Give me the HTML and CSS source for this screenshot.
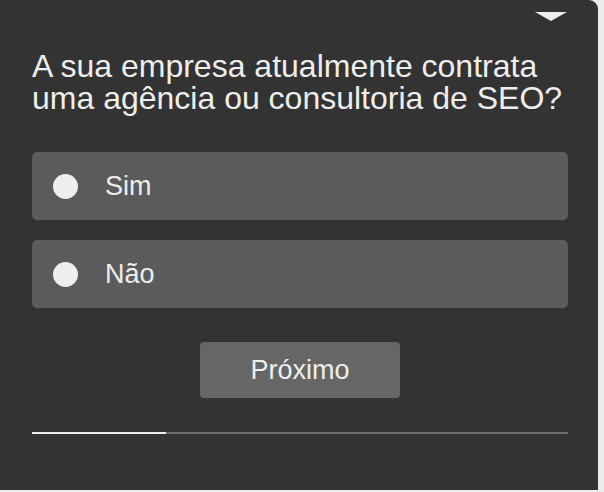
FILE: index.html
```html
<!DOCTYPE html>
<html lang="pt">
<head>
    <meta charset="UTF-8">
    <title>Pesquisa</title>
    <link rel="stylesheet" href="styles.css">
</head>
<body>
<div class="panel">
    <button class="collapse" aria-label="Minimizar">
        <svg width="32" height="9" viewBox="0 0 32 9"><polygon points="0,0 32,0 16,9" fill="#eeeeee"/></svg>
    </button>
    <h1 class="question">A sua empresa atualmente contrata uma agência ou consultoria de SEO?</h1>
    <div class="options">
        <label class="option"><span class="radio"></span>Sim</label>
        <label class="option"><span class="radio"></span>Não</label>
    </div>
    <div class="actions">
        <button class="next">Próximo</button>
    </div>
    <div class="progress"><div class="progress-fill" style="width: 25%;"></div></div>
</div>
</body>
</html>
```

FILE: styles.css
```css
body {
    margin: 0;
    background-color: #ececec;
    font-family: "Liberation Sans", Arial, sans-serif;
}
.panel {
    position: relative;
    box-sizing: border-box;
    width: 598px;
    height: 490px;
    padding: 50px 30px 0 32px;
    background-color: #333333;
    border-top-right-radius: 9px;
    color: #eeeeee;
}
.collapse {
    position: absolute;
    top: 12px;
    right: 31px;
    padding: 0;
    border: none;
    background: none;
    line-height: 0;
}
.question {
    margin: 0 0 38px 0;
    font-size: 32px;
    font-weight: normal;
    line-height: 32px;
}
.options {
    display: flex;
    flex-direction: column;
    gap: 20px;
}
.option {
    display: flex;
    align-items: center;
    height: 68px;
    padding-left: 21px;
    background-color: #5b5b5b;
    border-radius: 5px;
    font-size: 27px;
}
.radio {
    width: 25px;
    height: 25px;
    margin-right: 27px;
    border-radius: 50%;
    background-color: #eeeeee;
}
.actions {
    display: flex;
    justify-content: center;
    margin-top: 34px;
}
.next {
    width: 200px;
    height: 56px;
    border: none;
    border-radius: 4px;
    background-color: #666666;
    color: #eeeeee;
    font-family: "Liberation Sans", Arial, sans-serif;
    font-size: 27px;
}
.progress {
    margin-top: 34px;
    height: 2px;
    background-color: #6e6e6e;
}
.progress-fill {
    height: 100%;
    background-color: #eeeeee;
}
```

**OBJECTIVE**
Output all of the data exactly as it stands, minus any images.

**RESULT OF THE EXERCISE**
Give me the HTML and CSS source for this screenshot.
FILE: index.html
```html
<!DOCTYPE html>
<html lang="pt">
<head>
    <meta charset="UTF-8">
    <title>Pesquisa</title>
    <link rel="stylesheet" href="styles.css">
</head>
<body>
<div class="panel">
    <button class="collapse" aria-label="Minimizar">
        <svg width="32" height="9" viewBox="0 0 32 9"><polygon points="0,0 32,0 16,9" fill="#eeeeee"/></svg>
    </button>
    <h1 class="question">A sua empresa atualmente contrata uma agência ou consultoria de SEO?</h1>
    <div class="options">
        <label class="option"><span class="radio"></span>Sim</label>
        <label class="option"><span class="radio"></span>Não</label>
    </div>
    <div class="actions">
        <button class="next">Próximo</button>
    </div>
    <div class="progress"><div class="progress-fill" style="width: 25%;"></div></div>
</div>
</body>
</html>
```

FILE: styles.css
```css
body {
    margin: 0;
    background-color: #ececec;
    font-family: "Liberation Sans", Arial, sans-serif;
}
.panel {
    position: relative;
    box-sizing: border-box;
    width: 598px;
    height: 490px;
    padding: 50px 30px 0 32px;
    background-color: #333333;
    border-top-right-radius: 9px;
    color: #eeeeee;
}
.collapse {
    position: absolute;
    top: 12px;
    right: 31px;
    padding: 0;
    border: none;
    background: none;
    line-height: 0;
}
.question {
    margin: 0 0 38px 0;
    font-size: 32px;
    font-weight: normal;
    line-height: 32px;
}
.options {
    display: flex;
    flex-direction: column;
    gap: 20px;
}
.option {
    display: flex;
    align-items: center;
    height: 68px;
    padding-left: 21px;
    background-color: #5b5b5b;
    border-radius: 5px;
    font-size: 27px;
}
.radio {
    width: 25px;
    height: 25px;
    margin-right: 27px;
    border-radius: 50%;
    background-color: #eeeeee;
}
.actions {
    display: flex;
    justify-content: center;
    margin-top: 34px;
}
.next {
    width: 200px;
    height: 56px;
    border: none;
    border-radius: 4px;
    background-color: #666666;
    color: #eeeeee;
    font-family: "Liberation Sans", Arial, sans-serif;
    font-size: 27px;
}
.progress {
    margin-top: 34px;
    height: 2px;
    background-color: #6e6e6e;
}
.progress-fill {
    height: 100%;
    background-color: #eeeeee;
}
```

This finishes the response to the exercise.